The director stages these suspenseful incidents with moments of beautiful, unnerving quiet, his vistas of misty forests, barren roads, and towering treetops conveying the awesome environment’s peril—an impression augmented by Latham and Shelby Gaines’ ominous score.
Aesthetically speaking, The Weight is occasionally showy, be it a nocturnal murder seen in sharp lightning flashes or scene transitions that cut back and forth between the present and immediate future. Yet Matteo Cocco’s cinematography has a textured beauty that overshadows any sporadic affectations.

Loyalty and duplicity are at war with each other in this rural land, and while Murphy’s morality is never in doubt, the material has an edginess thanks to the questionable motivations and allegiances of his companions.
Furthermore, even if his character isn’t difficult to read, Hawke embodies him with an unyielding determination and shrewdness that’s anything but monotonous, as well as a resilient physicality that he displays in multiple encounters that threatens to end this journey before it reaches its destination.

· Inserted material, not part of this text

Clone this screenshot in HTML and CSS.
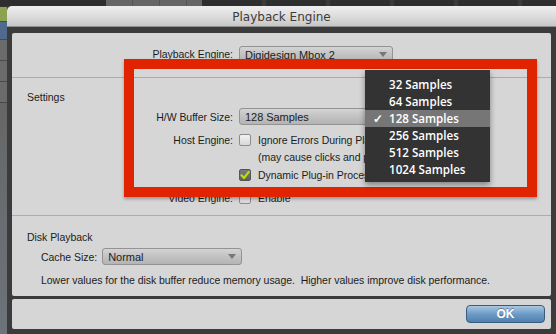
FILE: index.html
```html
<!DOCTYPE html>
<html lang="en">
  <head>
    <meta charset="UTF-8" />
    <meta name="viewport" content="width=device-width, initial-scale=1.0" />
    <title>Playback Engine</title>
    <link rel="stylesheet" href="styles.css">
  </head>

  <body>
    <div class="screen">
      <!-- Background app behind the dialog -->
      <div class="topbar">
        <span class="tb-dark"></span>
        <span class="tb-light"></span>
        <span class="tb-dark"></span>
      </div>
      <div class="sidebar">
        <span class="strip strip-gap"></span>
        <span class="strip strip-green"></span>
        <span class="strip strip-blue"></span>
        <span class="strip strip-gray"></span>
        <span class="strip strip-gray"></span>
        <span class="strip strip-gray"></span>
        <span class="strip strip-low"></span>
      </div>

      <!-- Dialog -->
      <div class="dialog">
        <div class="titlebar">Playback Engine</div>

        <div class="panel">
          <div class="engine-row row">
            <span class="label">Playback Engine:</span>
            <div class="popup">Digidesign Mbox 2</div>
          </div>

          <div class="group settings">
            <div class="group-title">Settings</div>
            <div class="row hw-row">
              <span class="label">H/W Buffer Size:</span>
              <div class="popup">128 Samples</div>
            </div>
            <div class="row check-row host-row">
              <span class="label">Host Engine:</span>
              <span class="checkbox"></span>
              <span class="clip">Ignore Errors During Playback/Record</span>
            </div>
            <div class="row check-row">
              <span class="label"></span>
              <span class="clip note">(may cause clicks and pops)</span>
            </div>
            <div class="row check-row dyn-row">
              <span class="label"></span>
              <span class="checkbox checked">
                <svg viewBox="0 0 12 12" width="12" height="12">
                  <path d="M2.5 6.2 L5 9 L9.8 2.8" fill="none" stroke="#b6e000" stroke-width="2.2" stroke-linecap="round" stroke-linejoin="round" />
                </svg>
              </span>
              <span class="clip">Dynamic Plug-in Processing</span>
            </div>
            <div class="row check-row video-row">
              <span class="label">Video Engine:</span>
              <span class="checkbox"></span>
              <span>Enable</span>
            </div>
          </div>

          <div class="group disk">
            <div class="group-title">Disk Playback</div>
            <div class="cache-row">
              <span>Cache Size:</span>
              <div class="popup small">Normal</div>
            </div>
            <p class="hint">Lower values for the disk buffer reduce memory usage.&nbsp; Higher values improve disk performance.</p>
          </div>
        </div>

        <div class="footer">
          <button class="ok">OK</button>
        </div>
      </div>

      <!-- Annotation and open menu lie over the dialog -->
      <div class="highlight-box"></div>
      <ul class="menu">
        <li>32 Samples</li>
        <li>64 Samples</li>
        <li class="selected"><span class="tick">&#10003;</span>128 Samples</li>
        <li>256 Samples</li>
        <li>512 Samples</li>
        <li>1024 Samples</li>
      </ul>
    </div>
  </body>
</html>
```

FILE: styles.css
```css
/* General */

body {
  margin: 0;
  padding: 0;
  background-color: #333;
  font-family: "Liberation Sans", Arial, sans-serif;
  font-size: 10.5px;
  letter-spacing: -0.04px;
  color: #1c1c1c;
}

.screen {
  position: relative;
  width: 556px;
  height: 334px;
  overflow: hidden;
  display: grid;
  grid-template-columns: 7px 1fr;
  grid-template-rows: 6px 1fr;
}

/* Background app */

.topbar {
  grid-column: 1 / 3;
  display: flex;
  background: #2c2c2c;
}

.tb-dark {
  width: 106px;
  background: #2e2e2e;
}

.tb-light {
  width: 96px;
  background: repeating-linear-gradient(90deg, #666 0, #666 26px, #555 26px, #555 27px);
}

.tb-dark:last-child {
  flex: 1;
  background: repeating-linear-gradient(90deg, #2e2e2e 0, #2e2e2e 60px, #3b3b3b 60px, #3b3b3b 64px);
}

.sidebar {
  display: flex;
  flex-direction: column;
  background: #63676d;
}

.strip {
  display: block;
  border-bottom: 1px solid #4a4a4a;
}

.strip-gap {
  height: 1px;
  background: #333;
  border: none;
}

.strip-green {
  height: 14px;
  background: #8ba251;
}

.strip-blue {
  height: 17px;
  background: #4f6a8d;
}

.strip-gray {
  height: 20px;
  background: #6b6b6b;
}

.strip-low {
  flex: 1;
  background: linear-gradient(#666, #6d737b);
  border: none;
}

/* Dialog */

.dialog {
  display: flex;
  flex-direction: column;
  background: #3b3b3b;
}

.titlebar {
  height: 21px;
  line-height: 22px;
  text-align: center;
  font-family: "DejaVu Sans", sans-serif;
  font-size: 12px;
  letter-spacing: 0;
  color: #3c3c3c;
  background: linear-gradient(#efefef, #d9d9d9 60%, #c6c6c6);
  border-top-left-radius: 5px;
  border-bottom: 1px solid #8e8e8e;
  box-sizing: border-box;
}

.panel {
  height: 263px;
  margin: 6px 5px 0 5px;
  background: #d6d6d6;
  border-radius: 2px;
}

.footer {
  height: 30px;
  margin: 3px 5px 5px 5px;
  background: #d6d6d6;
  border-radius: 2px;
  display: flex;
  align-items: center;
  justify-content: flex-end;
  padding-right: 6px;
}

/* Rows */

.row {
  display: flex;
  align-items: center;
  gap: 5px;
}

.label {
  width: 221px;
  flex-shrink: 0;
  text-align: right;
}

.engine-row {
  height: 45px;
  padding-top: 13px;
  align-items: flex-start;
  box-sizing: border-box;
  border-bottom: 1px solid #ababab;
}

.engine-row .label {
  line-height: 17px;
}

.group {
  border-bottom: 1px solid #ababab;
}

.group-title {
  height: 14px;
  line-height: 14px;
  padding-left: 15px;
}

.settings {
  height: 138px;
  padding-top: 12px;
  box-sizing: border-box;
}

.hw-row {
  margin-top: 4px;
}

.check-row {
  height: 17px;
  white-space: nowrap;
}

.check-row .checkbox {
  margin-left: 1px;
}

/* text running under the open menu is cut at its left edge */
.clip {
  width: 107px;
  overflow: hidden;
}

.host-row {
  margin-top: 6px;
}

.note {
  margin-left: 20px;
}

.dyn-row {
  margin-top: 1px;
}

.video-row {
  margin-top: 6px;
}

.disk {
  border-bottom: none;
  padding-top: 14px;
}

.cache-row {
  display: flex;
  align-items: center;
  gap: 4px;
  margin-top: 4px;
  padding-left: 29px;
}

.hint {
  margin: 8px 0 0 29px;
  line-height: 14px;
}

/* Controls */

.popup {
  position: relative;
  width: 154px;
  height: 17px;
  line-height: 17px;
  box-sizing: border-box;
  padding-left: 5px;
  border: 1px solid #939393;
  border-radius: 3px;
  background: linear-gradient(#d4d4d4, #c2c2c2 50%, #b4b4b4);
  margin-left: 1px;
  font-size: 11px;
}

.popup::after {
  content: "";
  position: absolute;
  right: 5px;
  top: 5px;
  border-left: 4px solid transparent;
  border-right: 4px solid transparent;
  border-top: 5px solid #777;
}

.popup.small {
  width: 140px;
}

.checkbox {
  width: 12px;
  height: 12px;
  box-sizing: border-box;
  border: 1px solid #8c8c8c;
  border-radius: 2px;
  background: linear-gradient(#f2f2f2, #d8d8d8);
  margin-right: 2px;
  flex-shrink: 0;
}

.checkbox.checked {
  background: linear-gradient(#7c7c7c, #5e5e5e);
  border-color: #555;
  position: relative;
}

.checkbox.checked svg {
  position: absolute;
  left: -1px;
  top: -1px;
}

.ok {
  width: 79px;
  height: 18px;
  padding: 0;
  border: 1px solid #3a5c80;
  border-radius: 4px;
  background: linear-gradient(#a9c7e4, #6d9bc6 50%, #4e7fae);
  color: white;
  font-family: "Liberation Sans", Arial, sans-serif;
  font-weight: bold;
  font-size: 12px;
  text-shadow: 0 -1px 0 rgba(0, 0, 0, 0.35);
}

/* Overlays */

.highlight-box {
  position: absolute;
  left: 124px;
  top: 59px;
  width: 413px;
  height: 138px;
  box-sizing: border-box;
  border: 10px solid #e12400;
  box-shadow: 0 2px 3px rgba(0, 0, 0, 0.3);
}

.menu {
  position: absolute;
  left: 365px;
  top: 70px;
  width: 125px;
  height: 112px;
  box-sizing: border-box;
  margin: 0;
  padding: 6px 0 4px 0;
  list-style: none;
  background: rgba(44, 44, 44, 0.96);
  box-shadow: 0 3px 6px rgba(0, 0, 0, 0.4);
  font-family: "Open Sans", sans-serif;
  font-weight: 600;
  font-size: 11.6px;
  letter-spacing: 0;
  color: white;
}

.menu li {
  position: relative;
  height: 17px;
  line-height: 17px;
  padding-left: 24px;
}

.menu li.selected {
  background: #767676;
}

.tick {
  position: absolute;
  left: 8px;
}
```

Between this and his prior two marquee performances, Hawke, already one of American cinema’s boldest and bravest talents, seems to have hit a new gear, operating at a level that suggests there’s no register he can’t play, no note he can’t hit.
Regardless of whether The Weight earns him the same acclaim as his 2025 output, it’s confirmation that he’s as fearless and ferocious as they come—and, perhaps, cut out for the sorts of action-movie roles which he’s, to date, sidestepped.